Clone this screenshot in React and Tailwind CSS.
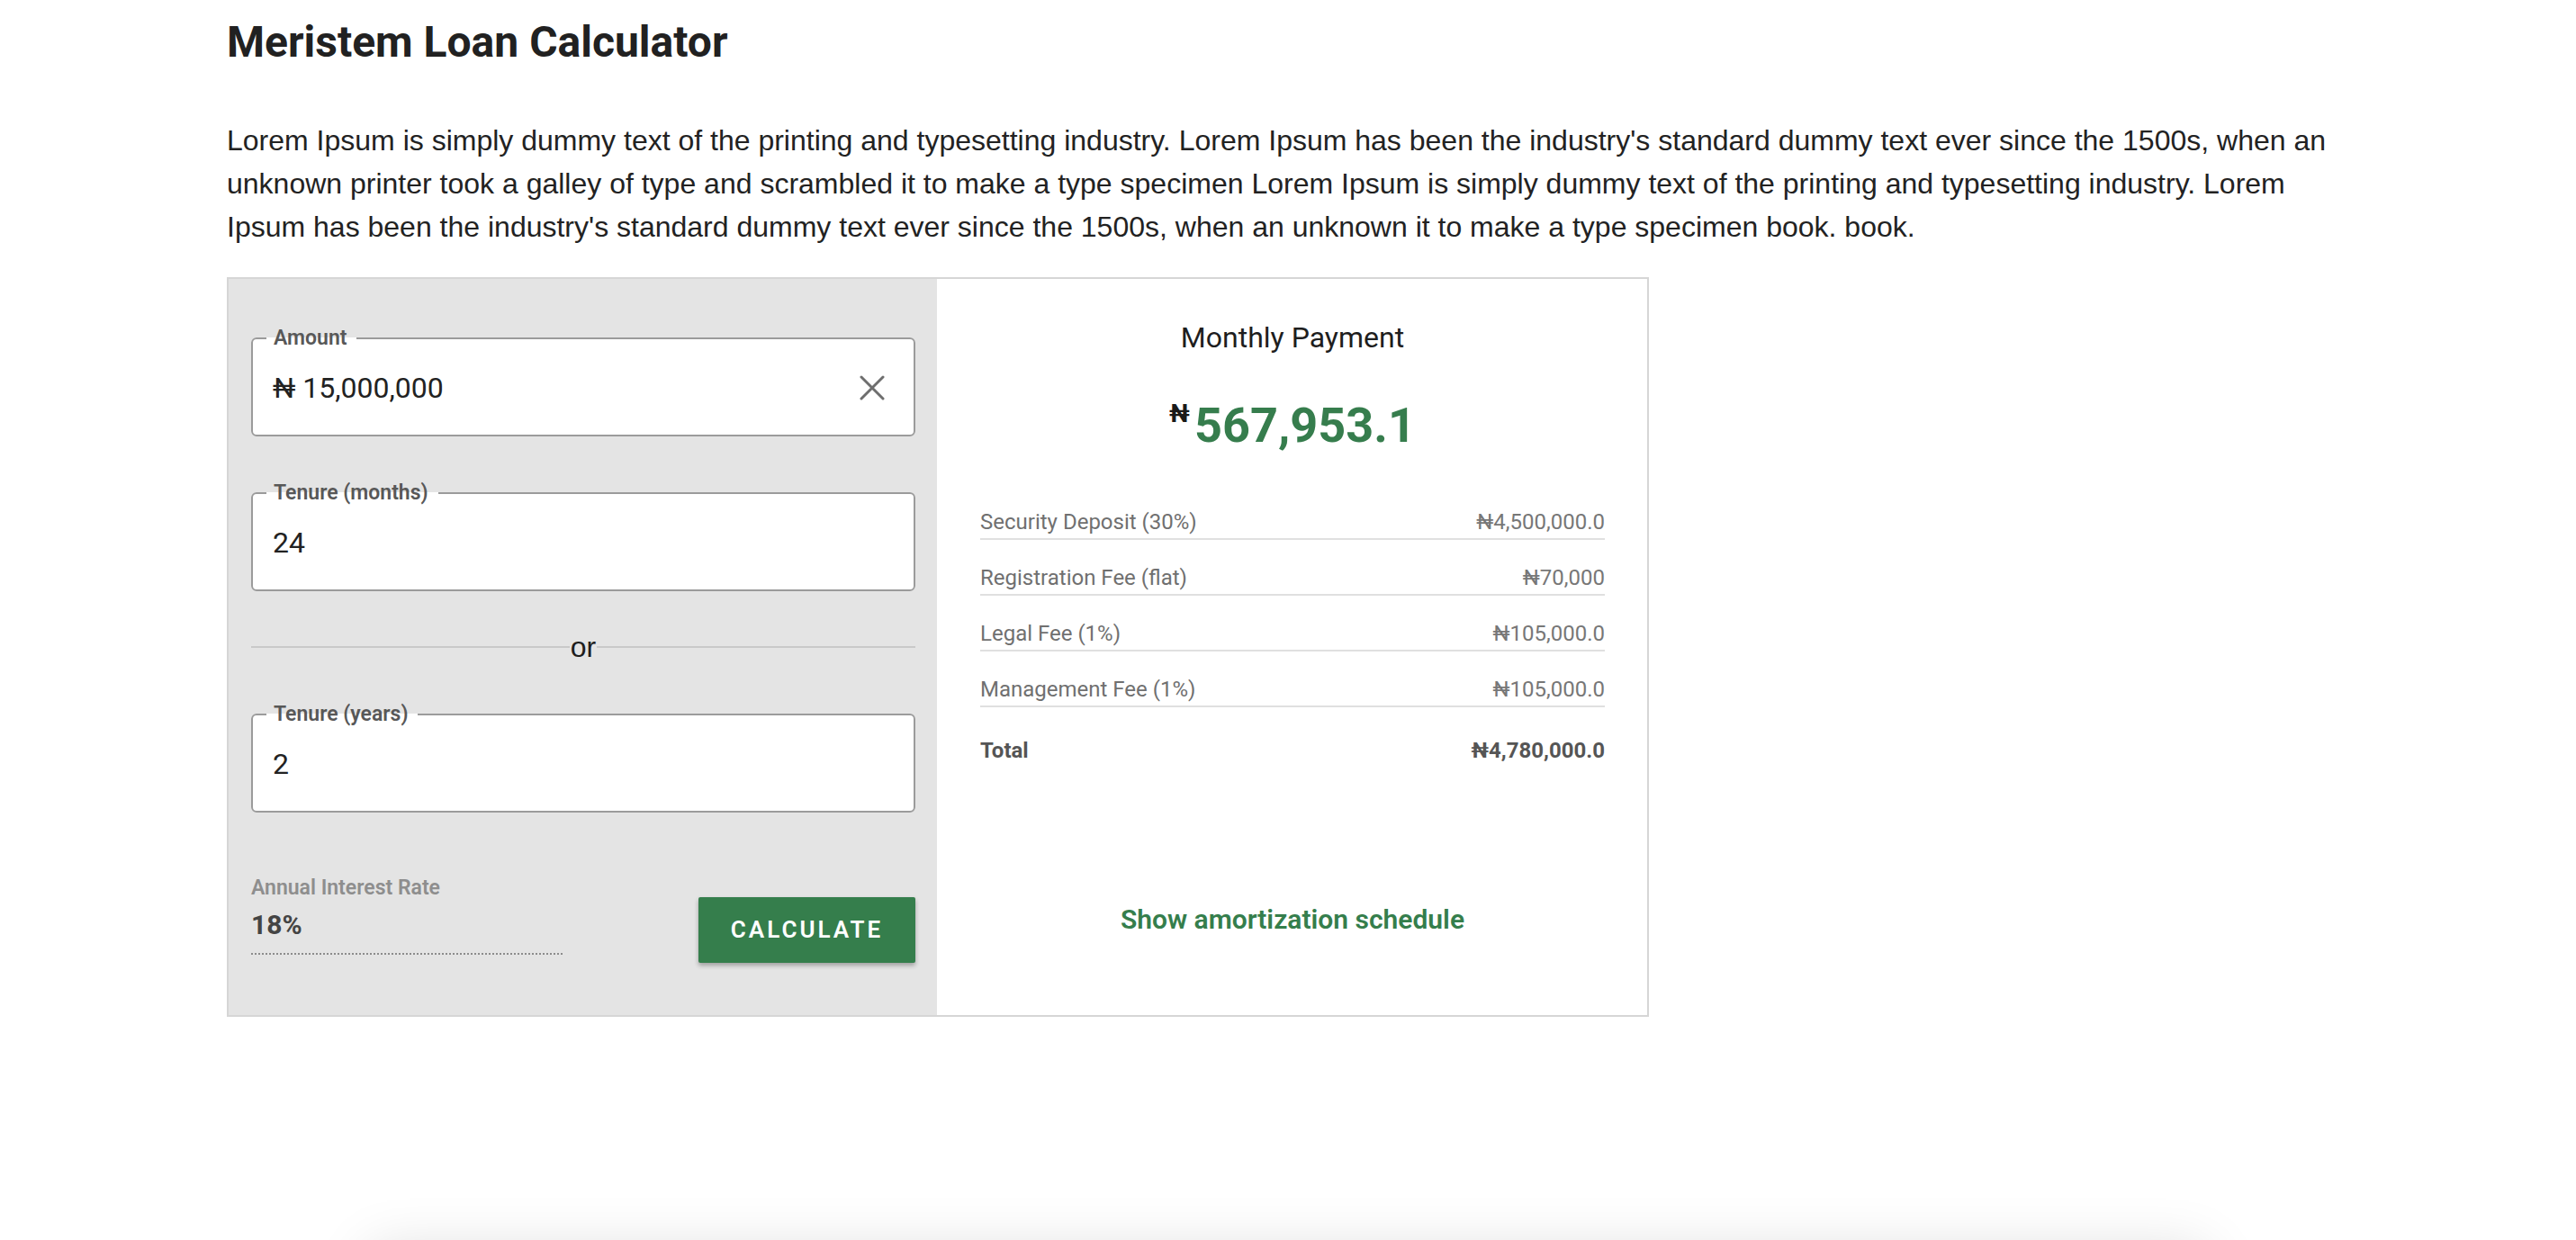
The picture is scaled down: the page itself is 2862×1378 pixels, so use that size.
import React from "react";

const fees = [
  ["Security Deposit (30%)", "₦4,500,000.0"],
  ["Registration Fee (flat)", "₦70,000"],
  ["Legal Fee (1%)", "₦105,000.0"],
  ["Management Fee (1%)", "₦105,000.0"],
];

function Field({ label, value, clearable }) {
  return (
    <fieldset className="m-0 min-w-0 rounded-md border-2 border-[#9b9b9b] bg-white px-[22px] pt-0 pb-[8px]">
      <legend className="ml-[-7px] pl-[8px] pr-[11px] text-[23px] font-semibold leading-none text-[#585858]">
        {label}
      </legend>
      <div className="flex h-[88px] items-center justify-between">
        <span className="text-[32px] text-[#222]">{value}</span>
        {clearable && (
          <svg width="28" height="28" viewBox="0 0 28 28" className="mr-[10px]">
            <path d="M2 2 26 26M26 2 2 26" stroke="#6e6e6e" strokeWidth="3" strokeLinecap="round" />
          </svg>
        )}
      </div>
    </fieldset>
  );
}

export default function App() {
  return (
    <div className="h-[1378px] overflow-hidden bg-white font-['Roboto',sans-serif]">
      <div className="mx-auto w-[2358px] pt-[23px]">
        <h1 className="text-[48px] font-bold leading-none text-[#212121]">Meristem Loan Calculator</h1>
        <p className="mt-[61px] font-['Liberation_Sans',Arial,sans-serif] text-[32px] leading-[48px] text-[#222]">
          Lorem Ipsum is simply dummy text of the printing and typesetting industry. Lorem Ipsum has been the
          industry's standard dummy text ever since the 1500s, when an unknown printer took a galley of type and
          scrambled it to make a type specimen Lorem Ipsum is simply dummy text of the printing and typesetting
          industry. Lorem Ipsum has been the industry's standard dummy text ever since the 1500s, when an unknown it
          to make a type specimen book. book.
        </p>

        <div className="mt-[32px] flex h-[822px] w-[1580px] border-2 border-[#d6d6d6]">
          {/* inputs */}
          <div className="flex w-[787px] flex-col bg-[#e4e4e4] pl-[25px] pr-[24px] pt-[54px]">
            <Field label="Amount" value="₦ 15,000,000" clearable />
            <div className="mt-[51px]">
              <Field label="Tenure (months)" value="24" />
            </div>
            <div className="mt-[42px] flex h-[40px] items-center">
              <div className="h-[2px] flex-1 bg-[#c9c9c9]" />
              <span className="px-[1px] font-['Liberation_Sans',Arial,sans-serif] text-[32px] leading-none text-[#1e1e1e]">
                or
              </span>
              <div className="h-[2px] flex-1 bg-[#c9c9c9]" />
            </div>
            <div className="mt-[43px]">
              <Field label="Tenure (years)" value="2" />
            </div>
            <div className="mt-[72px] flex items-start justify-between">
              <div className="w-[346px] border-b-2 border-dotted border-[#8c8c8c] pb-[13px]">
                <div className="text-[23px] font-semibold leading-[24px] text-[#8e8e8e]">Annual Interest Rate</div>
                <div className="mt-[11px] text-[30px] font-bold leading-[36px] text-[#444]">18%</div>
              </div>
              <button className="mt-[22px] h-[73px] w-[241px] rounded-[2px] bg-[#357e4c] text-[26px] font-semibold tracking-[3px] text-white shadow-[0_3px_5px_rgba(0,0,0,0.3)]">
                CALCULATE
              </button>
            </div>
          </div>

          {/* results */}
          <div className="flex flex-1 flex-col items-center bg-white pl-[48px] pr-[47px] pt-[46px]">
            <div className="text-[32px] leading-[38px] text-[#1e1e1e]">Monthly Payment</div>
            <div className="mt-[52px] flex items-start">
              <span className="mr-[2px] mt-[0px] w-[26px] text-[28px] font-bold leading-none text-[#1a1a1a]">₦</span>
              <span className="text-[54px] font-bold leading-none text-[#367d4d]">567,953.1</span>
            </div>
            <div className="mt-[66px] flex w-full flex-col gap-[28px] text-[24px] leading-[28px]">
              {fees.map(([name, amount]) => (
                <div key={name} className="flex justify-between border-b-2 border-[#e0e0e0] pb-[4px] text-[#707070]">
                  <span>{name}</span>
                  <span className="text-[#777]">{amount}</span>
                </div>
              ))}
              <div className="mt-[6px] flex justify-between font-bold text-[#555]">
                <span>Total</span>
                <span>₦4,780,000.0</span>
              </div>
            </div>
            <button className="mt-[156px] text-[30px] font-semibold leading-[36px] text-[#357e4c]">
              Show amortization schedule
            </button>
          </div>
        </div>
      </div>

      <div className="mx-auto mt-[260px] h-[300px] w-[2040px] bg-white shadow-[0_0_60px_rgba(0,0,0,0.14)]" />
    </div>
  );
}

--

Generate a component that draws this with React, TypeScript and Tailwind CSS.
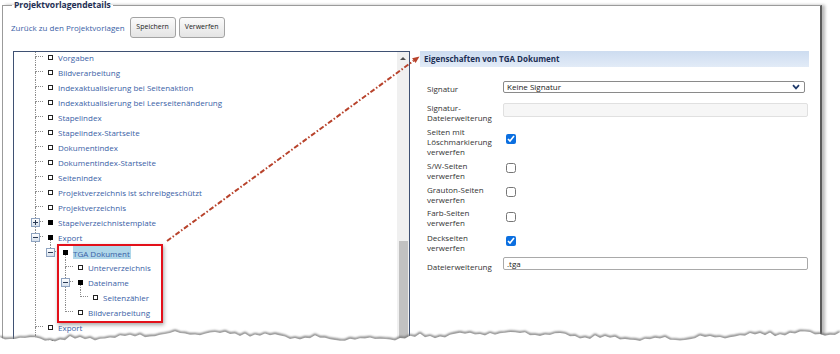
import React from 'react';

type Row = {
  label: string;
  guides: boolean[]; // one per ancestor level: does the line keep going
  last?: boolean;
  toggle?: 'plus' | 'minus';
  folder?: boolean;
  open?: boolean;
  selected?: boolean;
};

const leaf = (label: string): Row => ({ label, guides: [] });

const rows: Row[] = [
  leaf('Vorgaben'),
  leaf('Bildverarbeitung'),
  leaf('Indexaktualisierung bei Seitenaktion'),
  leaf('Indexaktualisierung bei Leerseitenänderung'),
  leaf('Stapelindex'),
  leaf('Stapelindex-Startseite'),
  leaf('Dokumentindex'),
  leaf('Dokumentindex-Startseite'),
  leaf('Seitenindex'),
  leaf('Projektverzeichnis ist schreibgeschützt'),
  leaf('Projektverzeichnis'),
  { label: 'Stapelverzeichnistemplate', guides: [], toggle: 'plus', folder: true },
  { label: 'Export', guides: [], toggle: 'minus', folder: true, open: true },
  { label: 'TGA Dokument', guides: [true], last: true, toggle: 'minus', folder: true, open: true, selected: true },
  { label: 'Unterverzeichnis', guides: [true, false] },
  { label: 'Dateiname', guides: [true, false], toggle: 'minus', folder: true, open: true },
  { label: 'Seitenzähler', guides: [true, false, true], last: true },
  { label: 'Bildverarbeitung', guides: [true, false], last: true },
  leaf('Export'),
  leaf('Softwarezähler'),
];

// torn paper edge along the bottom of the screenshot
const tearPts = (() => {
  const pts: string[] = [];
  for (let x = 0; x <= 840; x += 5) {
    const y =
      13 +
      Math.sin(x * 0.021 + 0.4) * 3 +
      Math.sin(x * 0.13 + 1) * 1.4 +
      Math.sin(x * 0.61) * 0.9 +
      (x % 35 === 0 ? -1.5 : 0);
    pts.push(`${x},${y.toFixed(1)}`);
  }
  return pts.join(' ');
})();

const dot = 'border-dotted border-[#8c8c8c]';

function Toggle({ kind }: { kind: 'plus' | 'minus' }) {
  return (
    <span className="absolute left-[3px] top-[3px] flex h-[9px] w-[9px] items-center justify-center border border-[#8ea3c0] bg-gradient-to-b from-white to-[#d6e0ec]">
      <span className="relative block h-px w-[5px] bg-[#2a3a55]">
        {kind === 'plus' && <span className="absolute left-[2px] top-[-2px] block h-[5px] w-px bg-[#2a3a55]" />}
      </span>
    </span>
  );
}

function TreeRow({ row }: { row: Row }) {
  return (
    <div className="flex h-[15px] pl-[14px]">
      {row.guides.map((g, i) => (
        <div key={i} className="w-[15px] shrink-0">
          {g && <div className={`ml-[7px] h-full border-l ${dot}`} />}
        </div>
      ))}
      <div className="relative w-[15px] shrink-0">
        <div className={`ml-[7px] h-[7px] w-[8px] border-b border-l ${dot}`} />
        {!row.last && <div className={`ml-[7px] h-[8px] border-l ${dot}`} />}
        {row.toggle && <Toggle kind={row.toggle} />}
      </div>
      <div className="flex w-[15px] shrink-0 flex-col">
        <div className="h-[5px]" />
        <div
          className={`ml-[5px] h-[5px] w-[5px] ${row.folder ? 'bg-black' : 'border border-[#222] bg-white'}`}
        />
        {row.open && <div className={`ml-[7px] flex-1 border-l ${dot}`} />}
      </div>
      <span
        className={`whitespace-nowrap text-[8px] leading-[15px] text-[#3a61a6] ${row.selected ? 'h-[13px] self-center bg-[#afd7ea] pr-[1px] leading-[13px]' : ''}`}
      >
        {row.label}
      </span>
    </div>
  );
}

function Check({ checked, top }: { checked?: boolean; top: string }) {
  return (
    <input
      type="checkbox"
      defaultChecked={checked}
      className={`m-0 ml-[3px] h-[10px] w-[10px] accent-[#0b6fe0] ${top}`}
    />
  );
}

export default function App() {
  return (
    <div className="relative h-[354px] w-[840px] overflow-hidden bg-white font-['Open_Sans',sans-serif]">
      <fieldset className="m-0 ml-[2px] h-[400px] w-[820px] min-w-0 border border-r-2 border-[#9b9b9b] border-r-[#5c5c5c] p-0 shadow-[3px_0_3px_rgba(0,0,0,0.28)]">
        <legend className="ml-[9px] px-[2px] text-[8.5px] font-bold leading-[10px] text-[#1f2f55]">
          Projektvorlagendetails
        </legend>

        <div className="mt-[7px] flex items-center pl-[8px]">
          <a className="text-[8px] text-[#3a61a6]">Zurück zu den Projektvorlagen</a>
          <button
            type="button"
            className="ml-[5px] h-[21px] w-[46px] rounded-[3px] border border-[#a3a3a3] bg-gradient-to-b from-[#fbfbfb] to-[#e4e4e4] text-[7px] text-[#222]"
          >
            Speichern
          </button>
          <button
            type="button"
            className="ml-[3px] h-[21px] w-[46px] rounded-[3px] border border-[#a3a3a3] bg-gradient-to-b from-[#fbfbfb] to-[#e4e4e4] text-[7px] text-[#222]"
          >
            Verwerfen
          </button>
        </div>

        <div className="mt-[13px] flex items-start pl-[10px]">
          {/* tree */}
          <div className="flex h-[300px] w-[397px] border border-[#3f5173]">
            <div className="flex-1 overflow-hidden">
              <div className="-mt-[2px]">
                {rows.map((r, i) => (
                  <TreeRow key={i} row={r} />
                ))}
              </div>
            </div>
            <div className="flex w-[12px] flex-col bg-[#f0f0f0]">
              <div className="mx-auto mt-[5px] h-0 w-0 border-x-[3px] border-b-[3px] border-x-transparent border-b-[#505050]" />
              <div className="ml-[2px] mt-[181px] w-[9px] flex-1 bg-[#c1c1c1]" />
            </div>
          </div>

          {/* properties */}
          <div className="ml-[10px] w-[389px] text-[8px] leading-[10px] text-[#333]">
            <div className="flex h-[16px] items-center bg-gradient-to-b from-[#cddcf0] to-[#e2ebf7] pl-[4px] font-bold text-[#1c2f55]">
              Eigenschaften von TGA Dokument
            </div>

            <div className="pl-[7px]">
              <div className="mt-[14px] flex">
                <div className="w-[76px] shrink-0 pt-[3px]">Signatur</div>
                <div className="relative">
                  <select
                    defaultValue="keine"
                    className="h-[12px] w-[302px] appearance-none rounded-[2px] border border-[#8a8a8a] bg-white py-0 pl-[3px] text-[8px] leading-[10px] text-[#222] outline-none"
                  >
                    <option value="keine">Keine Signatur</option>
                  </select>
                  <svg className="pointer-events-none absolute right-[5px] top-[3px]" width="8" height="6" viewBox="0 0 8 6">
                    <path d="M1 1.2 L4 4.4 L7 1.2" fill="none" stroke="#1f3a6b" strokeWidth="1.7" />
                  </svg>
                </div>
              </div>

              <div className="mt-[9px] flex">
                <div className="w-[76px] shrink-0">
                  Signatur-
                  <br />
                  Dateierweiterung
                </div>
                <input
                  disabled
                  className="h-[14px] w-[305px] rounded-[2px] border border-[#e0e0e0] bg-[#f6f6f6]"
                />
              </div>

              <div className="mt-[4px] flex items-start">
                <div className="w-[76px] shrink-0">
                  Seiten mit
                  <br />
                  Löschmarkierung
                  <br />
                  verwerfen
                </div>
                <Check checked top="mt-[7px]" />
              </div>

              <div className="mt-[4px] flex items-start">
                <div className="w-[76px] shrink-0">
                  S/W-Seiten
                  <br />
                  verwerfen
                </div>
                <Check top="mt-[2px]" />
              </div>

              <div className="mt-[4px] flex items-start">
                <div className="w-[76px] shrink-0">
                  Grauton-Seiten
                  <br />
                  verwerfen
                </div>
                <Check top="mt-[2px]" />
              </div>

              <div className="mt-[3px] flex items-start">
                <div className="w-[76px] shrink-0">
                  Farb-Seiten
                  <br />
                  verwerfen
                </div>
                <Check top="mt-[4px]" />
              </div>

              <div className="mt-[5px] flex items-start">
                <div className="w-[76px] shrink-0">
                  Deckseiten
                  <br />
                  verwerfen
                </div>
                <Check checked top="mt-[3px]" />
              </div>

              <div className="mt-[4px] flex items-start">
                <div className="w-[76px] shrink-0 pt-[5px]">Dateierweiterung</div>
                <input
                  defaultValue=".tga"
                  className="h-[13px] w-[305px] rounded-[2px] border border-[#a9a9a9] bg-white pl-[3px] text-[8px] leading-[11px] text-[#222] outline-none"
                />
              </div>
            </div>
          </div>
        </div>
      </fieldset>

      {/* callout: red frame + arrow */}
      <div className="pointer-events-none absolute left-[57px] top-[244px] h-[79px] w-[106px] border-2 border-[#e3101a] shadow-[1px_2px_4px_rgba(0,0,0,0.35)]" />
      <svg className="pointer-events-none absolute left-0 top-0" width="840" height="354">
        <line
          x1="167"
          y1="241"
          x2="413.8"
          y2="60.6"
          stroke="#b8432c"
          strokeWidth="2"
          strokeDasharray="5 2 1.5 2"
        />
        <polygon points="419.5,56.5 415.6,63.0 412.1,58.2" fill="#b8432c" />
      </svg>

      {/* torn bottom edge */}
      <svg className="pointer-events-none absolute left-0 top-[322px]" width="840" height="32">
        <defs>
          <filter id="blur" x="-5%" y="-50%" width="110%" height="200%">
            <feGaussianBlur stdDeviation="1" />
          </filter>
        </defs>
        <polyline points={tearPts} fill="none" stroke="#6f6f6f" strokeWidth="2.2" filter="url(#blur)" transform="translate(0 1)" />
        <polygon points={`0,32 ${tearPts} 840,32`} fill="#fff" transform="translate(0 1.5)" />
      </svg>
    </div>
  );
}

--

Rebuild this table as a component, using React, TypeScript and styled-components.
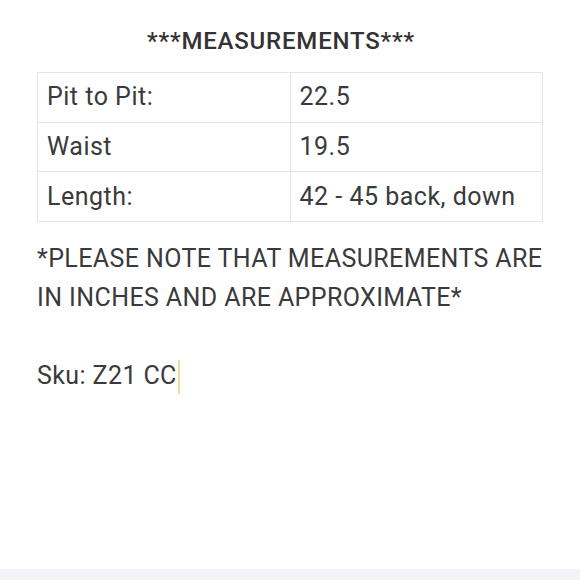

▸ **WRITTEN TASK**: Leave out every line without the string "Tailwind" and copy the rest.

▸ **SOLUTION BELOW**:
Clone this screenshot in React and Tailwind CSS.
Generate a component that draws this with React, TypeScript and Tailwind CSS.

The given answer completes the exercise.